Sainsbury’s has also pioneered the purchase of energy directly from renewable suppliers. In 2008, it became the first company in the UK to agree such an arrangement, signing a 10-year deal to take all of the power generated by a 6MW wind farm near Glasgow. Now more than 15% of all power consumed in Sainsbury’s is contracted through such sustainable power purchase agreements.

New thinking

Some of the technologies being rolled out at Sainsbury’s have come as a result of the retailer’s desire to embrace innovation. The GSHP system installed in 20 outlets is regarded by Sainsbury’s as groundbreaking and Crewe hopes other retailers will install similar processes soon.

Other technologies are still being piloted. In 2013, Sainsbury’s, in partnership with the logistics company Carrier Transcold, started a two-year trial of what the retailer described as the “world’s first naturally refrigerated truck”. The refrigeration trailer is free of HFCs and, if the trial is successful, Sainsbury’s entire fleet of refrigeration lorries could be switched to the system, which would cut its annual carbon footprint by 10,000 tonnes.
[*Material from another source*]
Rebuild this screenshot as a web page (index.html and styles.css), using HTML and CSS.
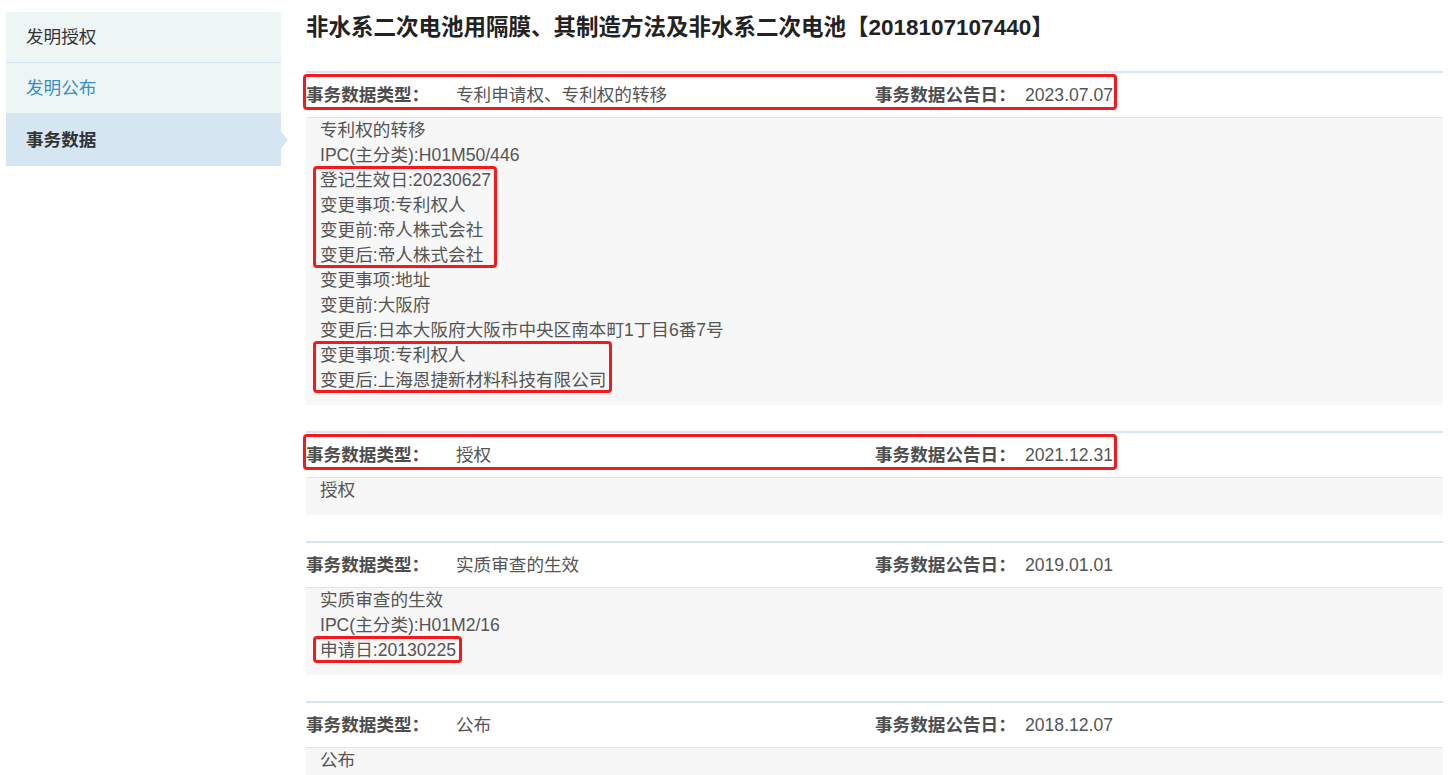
FILE: index.html
```html
<!DOCTYPE html>
<html>

<head>
    <title>事务数据</title>
    <link rel="stylesheet" href="styles.css">
</head>

<body>
    <div class="page">
        <div class="side-nav">
            <a class="nav-item">发明授权</a>
            <a class="nav-item link">发明公布</a>
            <a class="nav-item active">事务数据</a>
        </div>

        <div class="main">
            <h1 class="title">非水系二次电池用隔膜、其制造方法及非水系二次电池【2018107107440】</h1>

            <div class="tx">
                <div class="tx-head marked">
                    <span class="tx-label">事务数据类型：</span>
                    <span class="tx-type">专利申请权、专利权的转移</span>
                    <span class="tx-label">事务数据公告日：</span>
                    <span class="tx-date">2023.07.07</span>
                </div>
                <div class="tx-body">
                    <div>专利权的转移</div>
                    <div>IPC(主分类):H01M50/446</div>
                    <div class="mark">
                        <div>登记生效日:20230627</div>
                        <div>变更事项:专利权人</div>
                        <div>变更前:帝人株式会社</div>
                        <div>变更后:帝人株式会社</div>
                    </div>
                    <div>变更事项:地址</div>
                    <div>变更前:大阪府</div>
                    <div>变更后:日本大阪府大阪市中央区南本町1丁目6番7号</div>
                    <div class="mark">
                        <div>变更事项:专利权人</div>
                        <div>变更后:上海恩捷新材料科技有限公司</div>
                    </div>
                </div>
            </div>

            <div class="tx">
                <div class="tx-head marked">
                    <span class="tx-label">事务数据类型：</span>
                    <span class="tx-type">授权</span>
                    <span class="tx-label">事务数据公告日：</span>
                    <span class="tx-date">2021.12.31</span>
                </div>
                <div class="tx-body">
                    <div>授权</div>
                </div>
            </div>

            <div class="tx">
                <div class="tx-head">
                    <span class="tx-label">事务数据类型：</span>
                    <span class="tx-type">实质审查的生效</span>
                    <span class="tx-label">事务数据公告日：</span>
                    <span class="tx-date">2019.01.01</span>
                </div>
                <div class="tx-body">
                    <div>实质审查的生效</div>
                    <div>IPC(主分类):H01M2/16</div>
                    <div class="mark">
                        <div>申请日:20130225</div>
                    </div>
                </div>
            </div>

            <div class="tx">
                <div class="tx-head">
                    <span class="tx-label">事务数据类型：</span>
                    <span class="tx-type">公布</span>
                    <span class="tx-label">事务数据公告日：</span>
                    <span class="tx-date">2018.12.07</span>
                </div>
                <div class="tx-body">
                    <div>公布</div>
                </div>
            </div>
        </div>
    </div>
</body>

</html>
```

FILE: styles.css
```css
body {
    margin: 0;
    font-family: "Liberation Sans", "Noto Sans CJK SC", sans-serif;
    font-size: 17.6px;
    color: #555555;
    background: #ffffff;
}

.page {
    display: flex;
    gap: 25px;
    padding: 12px 7px 0 6px;
}

/* left menu */
.side-nav {
    width: 275px;
    flex-shrink: 0;
    align-self: flex-start;
    background: #edf6f5;
}

.nav-item {
    position: relative;
    display: block;
    height: 50px;
    line-height: 50px;
    padding-left: 20px;
    color: #333333;
    border-bottom: 1px solid #d4e6f1;
}

.nav-item.link {
    color: #3a8cc6;
}

.nav-item.active {
    background: #d5e6f2;
    font-weight: bold;
    border-bottom: none;
    height: 52px;
    line-height: 52px;
}

.nav-item.active::after {
    content: "";
    position: absolute;
    right: -7px;
    top: 18px;
    border-left: 7px solid #d5e6f2;
    border-top: 8px solid transparent;
    border-bottom: 8px solid transparent;
}

/* content */
.main {
    flex: 1;
    min-width: 0;
}

.title {
    margin: 1px 0 28px;
    font-size: 22.5px;
    line-height: 30px;
    color: #222222;
}

.tx {
    border-top: 2px solid #d6e6f0;
    margin-bottom: 26px;
}

.tx-head {
    position: relative;
    display: flex;
    height: 44px;
    line-height: 44px;
    border-bottom: 1px solid #d9e6ef;
}

.tx-head.marked::after {
    content: "";
    position: absolute;
    left: -3px;
    top: 1px;
    width: 814px;
    height: 36px;
    border: 3px solid #f4191c;
    border-radius: 4px;
    box-sizing: border-box;
}

.tx-label {
    width: 150px;
    flex-shrink: 0;
    font-weight: bold;
    color: #4d4d4d;
}

.tx-type {
    width: 419px;
    flex-shrink: 0;
}

.tx-body {
    background: #f7f7f7;
    padding: 0 0 12px 14px;
    line-height: 25px;
}

.mark {
    width: fit-content;
    margin-left: -7px;
    margin-top: -2px;
    padding: 2px 6px 0 7px;
    outline: 3px solid #f4191c;
    outline-offset: -3px;
    border-radius: 4px;
}
```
Also in 2013, the retailer trialled a solar PV canopy over the forecourt of a number of its stores, including the refuelling station at its Leicester outlet. It is expected to provide a quarter of the station’s total annual energy requirements. Again, the technology may be rolled out across the estate if it proves successful.

Crewe is keen that suppliers of energy-efficiency equipment continue to innovate, energy storage technology being in his sights. “I’m looking for a way
to generate energy from existing assets that enables us to store energy when it is cheapest and at cleanest to use later,” says Crewe. He also wants mini GSHP systems to come to the market. “GSHP systems are only viable in stores with at least 4,650m2 of space, so we need mini-versions for our smaller stores.”

Crewe has this message for suppliers: “We need more new ideas and innovative technologies to enable us to continue to reduce our energy and carbon consumption. We’re always willing to try new commercially viable technologies to see if they can help us achieve our stretching 20X20 targets.”